--- begin GIVEN MATERIAL ---

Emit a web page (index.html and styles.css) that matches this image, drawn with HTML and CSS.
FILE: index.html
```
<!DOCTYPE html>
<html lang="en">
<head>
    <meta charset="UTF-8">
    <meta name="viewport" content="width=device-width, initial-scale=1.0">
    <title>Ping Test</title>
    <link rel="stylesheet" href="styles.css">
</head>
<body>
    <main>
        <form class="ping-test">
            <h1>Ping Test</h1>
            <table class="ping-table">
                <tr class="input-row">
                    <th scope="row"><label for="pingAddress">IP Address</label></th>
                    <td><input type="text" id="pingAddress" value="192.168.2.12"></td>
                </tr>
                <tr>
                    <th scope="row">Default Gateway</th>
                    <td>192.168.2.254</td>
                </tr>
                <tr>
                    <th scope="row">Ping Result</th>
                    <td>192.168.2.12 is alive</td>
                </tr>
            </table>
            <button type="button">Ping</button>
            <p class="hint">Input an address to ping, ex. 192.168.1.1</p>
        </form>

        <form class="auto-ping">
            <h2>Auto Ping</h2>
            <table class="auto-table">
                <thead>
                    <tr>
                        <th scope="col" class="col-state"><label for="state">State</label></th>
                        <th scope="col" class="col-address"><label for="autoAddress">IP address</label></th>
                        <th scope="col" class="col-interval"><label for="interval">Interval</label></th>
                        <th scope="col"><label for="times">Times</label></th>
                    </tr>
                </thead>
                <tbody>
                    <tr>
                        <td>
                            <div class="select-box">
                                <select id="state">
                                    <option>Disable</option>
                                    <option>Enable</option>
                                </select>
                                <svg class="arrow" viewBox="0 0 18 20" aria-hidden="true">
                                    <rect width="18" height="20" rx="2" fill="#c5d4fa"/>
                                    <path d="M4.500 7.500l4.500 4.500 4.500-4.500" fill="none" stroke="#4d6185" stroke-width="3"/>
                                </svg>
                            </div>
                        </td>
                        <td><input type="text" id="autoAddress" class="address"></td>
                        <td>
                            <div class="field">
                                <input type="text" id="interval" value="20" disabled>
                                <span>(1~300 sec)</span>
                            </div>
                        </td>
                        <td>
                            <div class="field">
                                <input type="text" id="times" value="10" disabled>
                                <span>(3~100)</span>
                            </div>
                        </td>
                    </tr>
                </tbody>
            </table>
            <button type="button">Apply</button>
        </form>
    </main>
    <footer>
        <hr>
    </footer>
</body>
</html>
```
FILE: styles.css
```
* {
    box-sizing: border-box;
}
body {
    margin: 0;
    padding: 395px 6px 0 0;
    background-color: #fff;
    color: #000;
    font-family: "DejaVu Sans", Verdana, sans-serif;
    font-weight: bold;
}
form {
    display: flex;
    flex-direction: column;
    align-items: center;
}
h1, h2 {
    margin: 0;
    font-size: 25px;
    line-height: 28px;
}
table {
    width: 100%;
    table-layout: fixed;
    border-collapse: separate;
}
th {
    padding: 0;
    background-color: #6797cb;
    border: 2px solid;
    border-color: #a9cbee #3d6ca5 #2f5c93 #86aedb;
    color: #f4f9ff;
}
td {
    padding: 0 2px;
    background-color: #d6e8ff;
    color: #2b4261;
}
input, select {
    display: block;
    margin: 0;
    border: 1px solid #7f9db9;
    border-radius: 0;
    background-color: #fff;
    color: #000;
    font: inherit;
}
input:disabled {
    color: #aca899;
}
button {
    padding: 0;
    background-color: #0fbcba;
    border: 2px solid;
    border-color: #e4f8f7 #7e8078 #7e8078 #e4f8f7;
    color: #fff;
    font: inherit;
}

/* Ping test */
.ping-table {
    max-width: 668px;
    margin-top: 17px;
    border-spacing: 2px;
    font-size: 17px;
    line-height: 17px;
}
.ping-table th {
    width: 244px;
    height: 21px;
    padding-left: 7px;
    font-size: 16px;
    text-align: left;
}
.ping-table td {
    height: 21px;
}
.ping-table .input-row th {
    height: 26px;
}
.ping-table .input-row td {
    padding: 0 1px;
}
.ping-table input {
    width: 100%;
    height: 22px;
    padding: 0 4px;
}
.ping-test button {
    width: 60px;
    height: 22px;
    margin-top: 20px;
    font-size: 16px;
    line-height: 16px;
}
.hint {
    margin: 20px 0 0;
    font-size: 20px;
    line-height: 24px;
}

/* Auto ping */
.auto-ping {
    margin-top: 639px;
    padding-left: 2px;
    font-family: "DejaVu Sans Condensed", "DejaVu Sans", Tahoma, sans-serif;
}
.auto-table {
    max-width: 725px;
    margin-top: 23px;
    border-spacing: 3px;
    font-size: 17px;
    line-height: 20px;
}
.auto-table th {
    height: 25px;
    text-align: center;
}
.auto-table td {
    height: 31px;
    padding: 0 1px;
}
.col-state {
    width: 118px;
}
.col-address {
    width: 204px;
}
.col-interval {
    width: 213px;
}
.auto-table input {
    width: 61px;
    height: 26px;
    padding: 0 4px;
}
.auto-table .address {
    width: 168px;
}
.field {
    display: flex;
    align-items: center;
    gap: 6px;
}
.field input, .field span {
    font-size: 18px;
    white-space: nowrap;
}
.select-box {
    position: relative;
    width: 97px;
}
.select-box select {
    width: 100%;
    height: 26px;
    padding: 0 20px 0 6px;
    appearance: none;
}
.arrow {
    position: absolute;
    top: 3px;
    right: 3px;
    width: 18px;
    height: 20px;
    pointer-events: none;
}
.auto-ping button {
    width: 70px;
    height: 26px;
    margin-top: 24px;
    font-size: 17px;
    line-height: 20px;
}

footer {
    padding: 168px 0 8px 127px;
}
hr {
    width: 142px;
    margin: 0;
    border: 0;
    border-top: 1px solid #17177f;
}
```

--- end GIVEN MATERIAL ---

■ WHAT THIS TASK INVOLVES
Check every line of the data, and copy the ones that contain "styles".

■ RESPONSE
Emit a web page (index.html and styles.css) that matches this image, drawn with HTML and CSS.
    <link rel="stylesheet" href="styles.css">
FILE: styles.css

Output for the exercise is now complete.